▶ _Supplied data_:
## START

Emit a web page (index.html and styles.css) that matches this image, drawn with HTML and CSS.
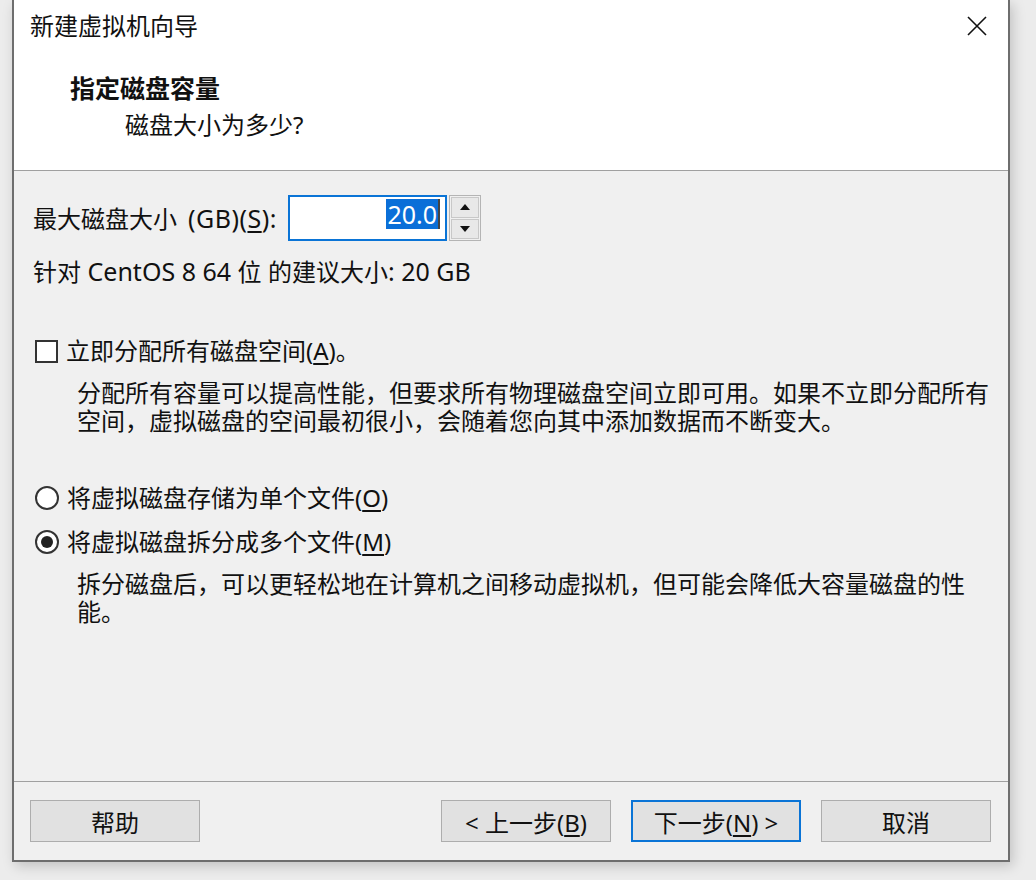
FILE: index.html
```html
<!DOCTYPE html>
<html lang="zh-CN">
<head>
<meta charset="utf-8">
<title>新建虚拟机向导</title>
<link rel="stylesheet" href="styles.css">
</head>
<body>
<div class="win">
  <div class="header">
    <div class="titlebar">
      <span class="title">新建虚拟机向导</span>
      <svg class="close" viewBox="0 0 20 20" width="20" height="20"><path d="M1 1L19 19M19 1L1 19" stroke="#111" stroke-width="1.6" fill="none"/></svg>
    </div>
    <div class="heading">指定磁盘容量</div>
    <div class="sub">磁盘大小为多少?</div>
  </div>
  <div class="body">
    <div class="size-row">
      <span class="size-label">最大磁盘大小<span class="lat"> (GB)(<u>S</u>):</span></span>
      <div class="spin">
        <div class="input"><span class="sel lat">20.0</span><span class="caret"></span></div>
        <div class="arrows">
          <div class="arrow"><svg viewBox="0 0 10 6" width="10" height="6"><path d="M0 6L5 0L10 6Z" fill="#111"/></svg></div>
          <div class="arrow"><svg viewBox="0 0 10 6" width="10" height="6"><path d="M0 0L10 0L5 6Z" fill="#111"/></svg></div>
        </div>
      </div>
    </div>
    <div class="rec">针对<span class="lat"> CentOS 8 64 </span>位<span class="lat"> </span>的建议大小<span class="lat">: 20 GB</span></div>
    <div class="opt opt-check"><span class="box"></span><span>立即分配所有磁盘空间(<u>A</u>)。</span></div>
    <p class="desc">分配所有容量可以提高性能，但要求所有物理磁盘空间立即可用。如果不立即分配所有空间，虚拟磁盘的空间最初很小，会随着您向其中添加数据而不断变大。</p>
    <div class="opt opt-r1"><span class="radio"></span><span>将虚拟磁盘存储为单个文件(<u>O</u>)</span></div>
    <div class="opt opt-r2"><span class="radio on"></span><span>将虚拟磁盘拆分成多个文件(<u>M</u>)</span></div>
    <p class="desc">拆分磁盘后，可以更轻松地在计算机之间移动虚拟机，但可能会降低大容量磁盘的性能。</p>
  </div>
  <div class="footer">
    <div class="btn">帮助</div>
    <div class="spacer"></div>
    <div class="btn">&lt; 上一步(<u>B</u>)</div>
    <div class="btn default">下一步(<u>N</u>) &gt;</div>
    <div class="btn">取消</div>
  </div>
</div>
</body>
</html>
```
FILE: styles.css
```css
* { box-sizing: border-box; }
html, body { margin: 0; padding: 0; }
body {
  background: #ececec;
  width: 1036px;
  height: 880px;
  overflow: hidden;
  font-family: "Noto Sans", "Noto Sans CJK SC", sans-serif;
  font-size: 24px;
  color: #111;
}
u { text-underline-offset: 3px; text-decoration-thickness: 1.5px; }
.lat { font-size: 25px; }
.win {
  margin-left: 12px;
  width: 998px;
  height: 862px;
  background: #f0f0f0;
  border-left: 2px solid #6e6e6e;
  border-right: 2px solid #6e6e6e;
  border-bottom: 2px solid #6e6e6e;
  box-shadow: 3px 4px 12px rgba(0,0,0,0.18);
  display: flex;
  flex-direction: column;
}
.header {
  height: 171px;
  background: #fff;
  border-bottom: 1px solid #a0a0a0;
}
.titlebar {
  height: 54px;
  display: flex;
  align-items: center;
  justify-content: space-between;
  padding: 0 21px 2px 16px;
}
.title { line-height: 32px; }
.close { display: block; }
.heading {
  margin-top: 18px;
  padding-left: 56px;
  font-weight: bold;
  font-size: 25px;
  line-height: 32px;
}
.sub {
  margin-top: 5px;
  padding-left: 111px;
  line-height: 32px;
}
.body {
  height: 610px;
  padding-left: 19px;
}
.size-row {
  margin-top: 24px;
  height: 46px;
  display: flex;
  align-items: center;
}
.size-label { line-height: 30px; width: 255px; white-space: nowrap; }
.size-label .lat { word-spacing: 4px; letter-spacing: 0.5px; }
.spin { display: flex; height: 46px; gap: 2px; }
.input {
  width: 159px;
  height: 46px;
  background: #fff;
  border: 2px solid #0a74d6;
  display: flex;
  align-items: center;
  justify-content: flex-end;
  padding-right: 5px;
}
.sel {
  background: #0a6fd8;
  color: #fff;
  line-height: 30px;
  padding: 0 1px;
  margin-top: -8px;
}
.caret {
  width: 2px;
  height: 30px;
  background: #444;
  margin-top: -8px;
}
.arrows {
  width: 32px;
  height: 46px;
  border: 1px solid #b4b4b4;
  background: #f0f0f0;
  display: flex;
  flex-direction: column;
  gap: 1px;
  padding: 1px;
}
.arrow {
  flex: 1;
  background: #e8e8e8;
  border: 1px solid #c8c8c8;
  display: flex;
  align-items: center;
  justify-content: center;
}
.arrow svg { display: block; }
.rec {
  margin-top: 15px;
  line-height: 30px;
}
.opt {
  display: flex;
  align-items: center;
  gap: 8px;
  line-height: 30px;
  padding-left: 2px;
}
.opt-check { margin-top: 49px; }
.opt-r1 { margin-top: 48px; }
.opt-r2 { margin-top: 14px; }
.box {
  width: 23px;
  height: 23px;
  background: #fff;
  border: 2px solid #333;
  flex: none;
}
.radio {
  width: 24px;
  height: 24px;
  border-radius: 50%;
  border: 2px solid #333;
  background: #fff;
  flex: none;
  display: flex;
  align-items: center;
  justify-content: center;
}
.radio.on::after {
  content: "";
  width: 12px;
  height: 12px;
  border-radius: 50%;
  background: #222;
}
.desc {
  margin: 13px 0 0;
  padding-left: 44px;
  padding-right: 18px;
  line-height: 28px;
}
.footer {
  border-top: 1px solid #a0a0a0;
  padding: 18px 17px 0 16px;
  display: flex;
  gap: 20px;
}
.spacer { flex: 1; }
.btn {
  width: 170px;
  height: 42px;
  background: #e1e1e1;
  border: 1px solid #adadad;
  display: flex;
  align-items: center;
  justify-content: center;
  line-height: 30px;
  padding-top: 3px;
}
.btn.default {
  border: 2px solid #0a74d6;
}
```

## END

▶ _Goal_: Repeat all the data as it stands, dropping any images it holds.

▶ _The response_:
Emit a web page (index.html and styles.css) that matches this image, drawn with HTML and CSS.
FILE: index.html
```html
<!DOCTYPE html>
<html lang="zh-CN">
<head>
<meta charset="utf-8">
<title>新建虚拟机向导</title>
<link rel="stylesheet" href="styles.css">
</head>
<body>
<div class="win">
  <div class="header">
    <div class="titlebar">
      <span class="title">新建虚拟机向导</span>
      <svg class="close" viewBox="0 0 20 20" width="20" height="20"><path d="M1 1L19 19M19 1L1 19" stroke="#111" stroke-width="1.6" fill="none"/></svg>
    </div>
    <div class="heading">指定磁盘容量</div>
    <div class="sub">磁盘大小为多少?</div>
  </div>
  <div class="body">
    <div class="size-row">
      <span class="size-label">最大磁盘大小<span class="lat"> (GB)(<u>S</u>):</span></span>
      <div class="spin">
        <div class="input"><span class="sel lat">20.0</span><span class="caret"></span></div>
        <div class="arrows">
          <div class="arrow"><svg viewBox="0 0 10 6" width="10" height="6"><path d="M0 6L5 0L10 6Z" fill="#111"/></svg></div>
          <div class="arrow"><svg viewBox="0 0 10 6" width="10" height="6"><path d="M0 0L10 0L5 6Z" fill="#111"/></svg></div>
        </div>
      </div>
    </div>
    <div class="rec">针对<span class="lat"> CentOS 8 64 </span>位<span class="lat"> </span>的建议大小<span class="lat">: 20 GB</span></div>
    <div class="opt opt-check"><span class="box"></span><span>立即分配所有磁盘空间(<u>A</u>)。</span></div>
    <p class="desc">分配所有容量可以提高性能，但要求所有物理磁盘空间立即可用。如果不立即分配所有空间，虚拟磁盘的空间最初很小，会随着您向其中添加数据而不断变大。</p>
    <div class="opt opt-r1"><span class="radio"></span><span>将虚拟磁盘存储为单个文件(<u>O</u>)</span></div>
    <div class="opt opt-r2"><span class="radio on"></span><span>将虚拟磁盘拆分成多个文件(<u>M</u>)</span></div>
    <p class="desc">拆分磁盘后，可以更轻松地在计算机之间移动虚拟机，但可能会降低大容量磁盘的性能。</p>
  </div>
  <div class="footer">
    <div class="btn">帮助</div>
    <div class="spacer"></div>
    <div class="btn">&lt; 上一步(<u>B</u>)</div>
    <div class="btn default">下一步(<u>N</u>) &gt;</div>
    <div class="btn">取消</div>
  </div>
</div>
</body>
</html>
```
FILE: styles.css
```css
* { box-sizing: border-box; }
html, body { margin: 0; padding: 0; }
body {
  background: #ececec;
  width: 1036px;
  height: 880px;
  overflow: hidden;
  font-family: "Noto Sans", "Noto Sans CJK SC", sans-serif;
  font-size: 24px;
  color: #111;
}
u { text-underline-offset: 3px; text-decoration-thickness: 1.5px; }
.lat { font-size: 25px; }
.win {
  margin-left: 12px;
  width: 998px;
  height: 862px;
  background: #f0f0f0;
  border-left: 2px solid #6e6e6e;
  border-right: 2px solid #6e6e6e;
  border-bottom: 2px solid #6e6e6e;
  box-shadow: 3px 4px 12px rgba(0,0,0,0.18);
  display: flex;
  flex-direction: column;
}
.header {
  height: 171px;
  background: #fff;
  border-bottom: 1px solid #a0a0a0;
}
.titlebar {
  height: 54px;
  display: flex;
  align-items: center;
  justify-content: space-between;
  padding: 0 21px 2px 16px;
}
.title { line-height: 32px; }
.close { display: block; }
.heading {
  margin-top: 18px;
  padding-left: 56px;
  font-weight: bold;
  font-size: 25px;
  line-height: 32px;
}
.sub {
  margin-top: 5px;
  padding-left: 111px;
  line-height: 32px;
}
.body {
  height: 610px;
  padding-left: 19px;
}
.size-row {
  margin-top: 24px;
  height: 46px;
  display: flex;
  align-items: center;
}
.size-label { line-height: 30px; width: 255px; white-space: nowrap; }
.size-label .lat { word-spacing: 4px; letter-spacing: 0.5px; }
.spin { display: flex; height: 46px; gap: 2px; }
.input {
  width: 159px;
  height: 46px;
  background: #fff;
  border: 2px solid #0a74d6;
  display: flex;
  align-items: center;
  justify-content: flex-end;
  padding-right: 5px;
}
.sel {
  background: #0a6fd8;
  color: #fff;
  line-height: 30px;
  padding: 0 1px;
  margin-top: -8px;
}
.caret {
  width: 2px;
  height: 30px;
  background: #444;
  margin-top: -8px;
}
.arrows {
  width: 32px;
  height: 46px;
  border: 1px solid #b4b4b4;
  background: #f0f0f0;
  display: flex;
  flex-direction: column;
  gap: 1px;
  padding: 1px;
}
.arrow {
  flex: 1;
  background: #e8e8e8;
  border: 1px solid #c8c8c8;
  display: flex;
  align-items: center;
  justify-content: center;
}
.arrow svg { display: block; }
.rec {
  margin-top: 15px;
  line-height: 30px;
}
.opt {
  display: flex;
  align-items: center;
  gap: 8px;
  line-height: 30px;
  padding-left: 2px;
}
.opt-check { margin-top: 49px; }
.opt-r1 { margin-top: 48px; }
.opt-r2 { margin-top: 14px; }
.box {
  width: 23px;
  height: 23px;
  background: #fff;
  border: 2px solid #333;
  flex: none;
}
.radio {
  width: 24px;
  height: 24px;
  border-radius: 50%;
  border: 2px solid #333;
  background: #fff;
  flex: none;
  display: flex;
  align-items: center;
  justify-content: center;
}
.radio.on::after {
  content: "";
  width: 12px;
  height: 12px;
  border-radius: 50%;
  background: #222;
}
.desc {
  margin: 13px 0 0;
  padding-left: 44px;
  padding-right: 18px;
  line-height: 28px;
}
.footer {
  border-top: 1px solid #a0a0a0;
  padding: 18px 17px 0 16px;
  display: flex;
  gap: 20px;
}
.spacer { flex: 1; }
.btn {
  width: 170px;
  height: 42px;
  background: #e1e1e1;
  border: 1px solid #adadad;
  display: flex;
  align-items: center;
  justify-content: center;
  line-height: 30px;
  padding-top: 3px;
}
.btn.default {
  border: 2px solid #0a74d6;
}
```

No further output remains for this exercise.